Если мы сравним научную деятельность Аристотеля с такою же деятельностью Бэкона, то увидим, что последнему также не дались физические исследования; сверх того, он так же, как и Аристотель, в астрономии был ниже своих великих современников. Вообще же естественнонаучная деятельность Аристотеля стоит неизмеримо выше заслуг в этом отношении Бэкона.
Большая часть сочинений Аристотеля, относящихся к математике, потеряна, а в том, что до нас дошло, заслуживают особенного внимания его мысли о бесконечности. Нет сомнения, что Аристотелю известно было все то, что думал о математике Платон.
Уэвель, вообще не особенно благосклонный к Аристотелю, говорит, однако: «Наши новейшие так называемые натурфилософы хотели также пересадить на свое поле ту строгость, которая отличает математику. Но они взялись за это очень неловко, придерживаясь только внешних форм этой науки. Они думали при этом, что сделали нечто новое, до тех пор неиспробованное. Но Аристотель предупредил их за две тысячи лет, только совершенно иным путем, так как он именно старался и в свои философские исследования ввести ту строгую последовательность выводов, которой гордится математика».

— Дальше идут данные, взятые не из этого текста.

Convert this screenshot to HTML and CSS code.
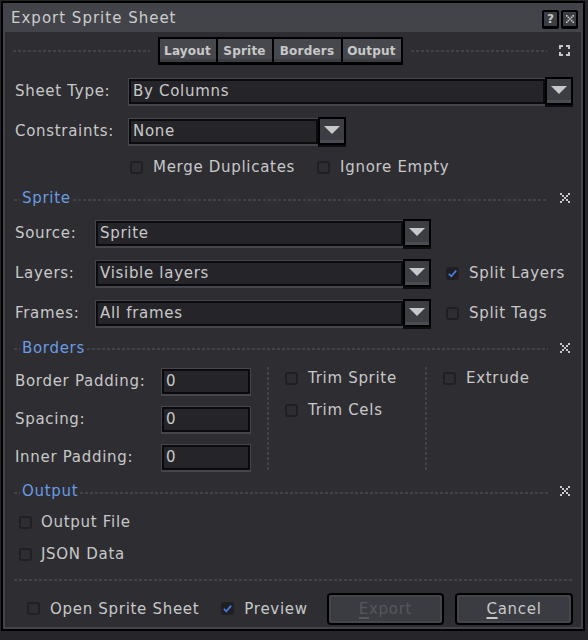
FILE: index.html
```html
<!DOCTYPE html>
<html>
<head>
<meta charset="utf-8">
<link rel="stylesheet" href="styles.css">
</head>
<body>
<div class="window">
  <div class="titlebar">
    <span class="title">Export Sprite Sheet</span>
    <div class="tbtns">
      <span class="tbtn">?</span>
      <span class="tbtn"><svg width="8" height="8" viewBox="0 0 10 10"><g fill="#c8c8c8"><rect x="0" y="0" width="2" height="2"/><rect x="8" y="0" width="2" height="2"/><rect x="2" y="2" width="2" height="2"/><rect x="6" y="2" width="2" height="2"/><rect x="4" y="4" width="2" height="2"/><rect x="2" y="6" width="2" height="2"/><rect x="6" y="6" width="2" height="2"/><rect x="0" y="8" width="2" height="2"/><rect x="8" y="8" width="2" height="2"/></g></svg></span>
    </div>
  </div>
  <div class="body">
    <div class="tabsrow">
      <span class="dash"></span>
      <div class="tabs">
        <span class="tab t1">Layout</span><span class="tab t2">Sprite</span><span class="tab t3">Borders</span><span class="tab t4">Output</span>
      </div>
      <span class="dash"></span>
      <svg class="expand" width="11" height="11" viewBox="0 0 11 11"><g fill="#c8c8c8"><rect x="0" y="0" width="4" height="2"/><rect x="0" y="0" width="2" height="4"/><rect x="7" y="0" width="4" height="2"/><rect x="9" y="0" width="2" height="4"/><rect x="0" y="9" width="4" height="2"/><rect x="0" y="7" width="2" height="4"/><rect x="7" y="9" width="4" height="2"/><rect x="9" y="7" width="2" height="4"/></g></svg>
    </div>

    <div class="topblock">
      <div class="row">
        <span class="lbl lbl-top">Sheet Type:</span>
        <div class="combo"><div class="field w-sheet">By Columns</div><span class="dd"><i class="tri"></i></span></div>
      </div>
      <div class="row">
        <span class="lbl lbl-top">Constraints:</span>
        <div class="combo"><div class="field w-cons">None</div><span class="dd"><i class="tri"></i></span></div>
      </div>
      <div class="cbrow">
        <span class="item"><span class="cb"></span>Merge Duplicates</span>
        <span class="item"><span class="cb"></span>Ignore Empty</span>
      </div>
    </div>

    <div class="header h30">
      <span class="hdash-s"></span><span class="htext">Sprite</span><span class="hdash"></span>
      <svg class="xicon" width="10" height="10" viewBox="0 0 10 10"><g fill="#c8c8c8"><rect x="0" y="0" width="2" height="2"/><rect x="8" y="0" width="2" height="2"/><rect x="2" y="2" width="2" height="2"/><rect x="6" y="2" width="2" height="2"/><rect x="4" y="4" width="2" height="2"/><rect x="2" y="6" width="2" height="2"/><rect x="6" y="6" width="2" height="2"/><rect x="0" y="8" width="2" height="2"/><rect x="8" y="8" width="2" height="2"/></g></svg>
    </div>
    <div class="row">
      <span class="lbl lbl-sp">Source:</span>
      <div class="combo"><div class="field w-sp">Sprite</div><span class="dd"><i class="tri"></i></span></div>
    </div>
    <div class="row">
      <span class="lbl lbl-sp">Layers:</span>
      <div class="combo"><div class="field w-sp">Visible layers</div><span class="dd"><i class="tri"></i></span></div>
      <span class="item side"><span class="cb on"><svg width="11" height="11" viewBox="0 0 11 11"><path d="M1 6 L4 9 L10 2" fill="none" stroke="#4a7fe3" stroke-width="2"/></svg></span>Split Layers</span>
    </div>
    <div class="row">
      <span class="lbl lbl-sp">Frames:</span>
      <div class="combo"><div class="field w-sp">All frames</div><span class="dd"><i class="tri"></i></span></div>
      <span class="item side"><span class="cb"></span>Split Tags</span>
    </div>

    <div class="header h29">
      <span class="hdash-s"></span><span class="htext">Borders</span><span class="hdash"></span>
      <svg class="xicon" width="10" height="10" viewBox="0 0 10 10"><g fill="#c8c8c8"><rect x="0" y="0" width="2" height="2"/><rect x="8" y="0" width="2" height="2"/><rect x="2" y="2" width="2" height="2"/><rect x="6" y="2" width="2" height="2"/><rect x="4" y="4" width="2" height="2"/><rect x="2" y="6" width="2" height="2"/><rect x="6" y="6" width="2" height="2"/><rect x="0" y="8" width="2" height="2"/><rect x="8" y="8" width="2" height="2"/></g></svg>
    </div>
    <div class="borders">
      <div class="bcol">
        <div class="brow"><span class="lbl lbl-b">Border Padding:</span><div class="field w-num">0</div></div>
        <div class="brow"><span class="lbl lbl-b">Spacing:</span><div class="field w-num">0</div></div>
        <div class="brow"><span class="lbl lbl-b">Inner Padding:</span><div class="field w-num">0</div></div>
      </div>
      <span class="vline"></span>
      <div class="mcol">
        <div class="crow"><span class="item"><span class="cb"></span>Trim Sprite</span></div>
        <div class="crow"><span class="item"><span class="cb"></span>Trim Cels</span></div>
      </div>
      <span class="vline"></span>
      <div class="rcol">
        <div class="crow"><span class="item"><span class="cb"></span>Extrude</span></div>
      </div>
    </div>

    <div class="header h30">
      <span class="hdash-s"></span><span class="htext">Output</span><span class="hdash"></span>
      <svg class="xicon" width="10" height="10" viewBox="0 0 10 10"><g fill="#c8c8c8"><rect x="0" y="0" width="2" height="2"/><rect x="8" y="0" width="2" height="2"/><rect x="2" y="2" width="2" height="2"/><rect x="6" y="2" width="2" height="2"/><rect x="4" y="4" width="2" height="2"/><rect x="2" y="6" width="2" height="2"/><rect x="6" y="6" width="2" height="2"/><rect x="0" y="8" width="2" height="2"/><rect x="8" y="8" width="2" height="2"/></g></svg>
    </div>
    <div class="orow"><span class="item"><span class="cb"></span>Output File</span></div>
    <div class="orow"><span class="item"><span class="cb"></span>JSON Data</span></div>

    <div class="sep"><span class="hdash"></span></div>

    <div class="bottom">
      <span class="item"><span class="cb"></span>Open Sprite Sheet</span>
      <span class="item preview"><span class="cb on"><svg width="11" height="11" viewBox="0 0 11 11"><path d="M1 6 L4 9 L10 2" fill="none" stroke="#4a7fe3" stroke-width="2"/></svg></span>Preview</span>
      <div class="btns">
        <span class="btn disabled"><u>E</u>xport</span>
        <span class="btn"><u>C</u>ancel</span>
      </div>
    </div>
  </div>
</div>
</body>
</html>
```

FILE: styles.css
```css
* { box-sizing: border-box; }
html, body { margin: 0; padding: 0; }
body {
  background: #26262a;
  width: 588px;
  height: 640px;
  overflow: hidden;
  font-family: "DejaVu Sans", "Liberation Sans", sans-serif;
  font-size: 15px;
  letter-spacing: 0.7px;
  color: #c8c8c8;
}
.window {
  margin: 1px 0 0 1px;
  width: 584px;
  height: 630px;
  border: 2px solid #000;
  background: #43444a;
  display: flex;
  flex-direction: column;
}
.titlebar {
  height: 29px;
  flex: none;
  display: flex;
  align-items: center;
  padding: 0 5px 0 8px;
}
.title { flex: 1; color: #cdcdcd; letter-spacing: 1px; }
.tbtns { display: flex; gap: 2px; margin-top: 2px; }
.tbtn {
  width: 17px;
  height: 18px;
  border: 2px solid #000;
  border-radius: 2px;
  background: #3d3e44;
  box-shadow: 0 1px 0 #000;
  display: flex;
  align-items: center;
  justify-content: center;
  font-size: 12px;
  font-weight: bold;
  letter-spacing: 0;
  color: #c8c8c8;
}
.body {
  flex: 1;
  margin: 0 2px 2px 2px;
  background: #2d2d32;
  display: flex;
  flex-direction: column;
}

/* tabs */
.tabsrow {
  margin-top: 5px;
  height: 27px;
  display: flex;
  align-items: center;
  gap: 8px;
  padding: 0 11px 0 8px;
}
.dash {
  flex: 1;
  height: 2px;
  background: repeating-linear-gradient(90deg, #424348 0 3px, transparent 3px 5px);
}
.tabs {
  display: flex;
  height: 27px;
  border: 2px solid #000;
  box-shadow: 0 1px 0 #000;
}
.tab {
  display: flex;
  align-items: center;
  justify-content: center;
  font-size: 12px;
  font-weight: bold;
  letter-spacing: 0.2px;
  background: #47484e;
  box-shadow: inset 0 -3px 0 #3c3d43;
  border-right: 2px solid #000;
  color: #c8c8c8;
}
.tab.t4 { border-right: none; }
.t1 { width: 58px; }
.t2 { width: 56px; }
.t3 { width: 69px; }
.t4 { width: 58px; }
.expand { margin-left: 4px; flex: none; }

/* rows */
.topblock { margin-top: 7px; }
.row {
  height: 40px;
  display: flex;
  align-items: center;
  padding-left: 10px;
}
.lbl { flex: none; white-space: nowrap; }
.lbl-top { width: 114px; }
.lbl-sp { width: 81px; }
.lbl-b { width: 147px; }

.combo { display: flex; align-items: center; }
.field {
  height: 25px;
  border: 2px solid #0b0b0d;
  background: #252529;
  box-shadow: 0 0 0 1px #45464c, 0 1px 0 1px #45464c;
  padding-left: 2px;
  display: flex;
  align-items: center;
  white-space: nowrap;
  color: #c8c8c8;
}
.w-sheet { width: 416px; }
.w-cons { width: 189px; }
.w-sp { width: 307px; }
.w-num { width: 88px; }
.dd {
  width: 28px;
  height: 28px;
  border: 2px solid #000;
  background: #3d3e44;
  box-shadow: inset 0 -3px 0 #4b4c52, 0 2px 0 #0d0d0f;
  display: flex;
  justify-content: center;
  padding-top: 7px;
  flex: none;
}
.tri {
  width: 0;
  height: 0;
  border-left: 8px solid transparent;
  border-right: 8px solid transparent;
  border-top: 8px solid #c8c8c8;
}

/* checkbox */
.item { display: flex; align-items: center; gap: 10px; white-space: nowrap; }
.cb {
  width: 13px;
  height: 13px;
  border: 2px solid #202024;
  border-radius: 3px;
  flex: none;
  display: flex;
  align-items: center;
  justify-content: center;
}
.cb.on { background: #1f1f23; }
.cbrow {
  height: 32px;
  display: flex;
  align-items: center;
  padding-left: 125px;
  gap: 22px;
}
.side { margin-left: 15px; }

/* headers */
.header {
  display: flex;
  align-items: center;
  padding: 0 11px 0 9px;
}
.h30 { height: 30px; }
.h29 { height: 29px; }
.hdash-s {
  width: 6px;
  height: 2px;
  margin-top: 3px;
  background: repeating-linear-gradient(90deg, #424348 0 3px, transparent 3px 5px);
}
.htext { color: #6b9be2; margin: 0 2px 0 2px; }
.hdash {
  flex: 1;
  height: 2px;
  margin-top: 3px;
  background: repeating-linear-gradient(90deg, #424348 0 3px, transparent 3px 5px);
}
.xicon { margin-left: 12px; flex: none; }

/* borders block */
.borders { height: 114px; display: flex; }
.bcol { padding-left: 10px; width: 262px; }
.brow { height: 38px; display: flex; align-items: center; }
.vline {
  width: 2px;
  margin: 5px 0 4px 0;
  background: repeating-linear-gradient(180deg, #424348 0 3px, transparent 3px 5px);
}
.mcol { width: 156px; padding-left: 16px; }
.rcol { flex: 1; padding-left: 16px; }
.crow { height: 32px; display: flex; align-items: center; }

/* output */
.orow { height: 32px; display: flex; align-items: center; padding-left: 14px; }
.orow .item { gap: 9px; }

.sep { height: 20px; display: flex; align-items: center; padding: 0 8px 0 9px; }
.sep .hdash { margin-top: 0; }

.bottom {
  height: 37px;
  display: flex;
  align-items: center;
  padding: 0 8px 0 22px;
}
.preview { margin-left: 22px; }
.btns { margin-left: auto; display: flex; gap: 11px; flex: none; }
.btn {
  width: 117px;
  height: 32px;
  border: 2px solid #000;
  border-radius: 4px;
  background: #3b3c42;
  box-shadow: inset 0 0 0 2px #45464c;
  display: flex;
  align-items: center;
  justify-content: center;
  color: #c8c8c8;
  flex: none;
}
.btn + .btn { width: 118px; }
.btn.disabled { color: #56575d; }
.btn u { text-underline-offset: 3px; text-decoration-thickness: 2px; }
```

Действительно, в сочинениях Аристотеля заметно глубокое знакомство с математическим методом, который философ прилагает иногда там, где он и некстати. Его стремления выводить естественные законы как следствия из соответствующих им понятий служат доказательством справедливости наших слов. Математика, как известно, играла важную роль в философской школе Платона, и нельзя допустить, чтобы тот, кого Платон называл душой своей школы, не был бы в совершенстве знаком с тем, что по крайней мере знал сам Платон. Если мы в этом отношении находим у Аристотеля весьма немногое, то это объясняется только тем, что его сочинения, относящиеся к математике, потеряны вместе со многими другими.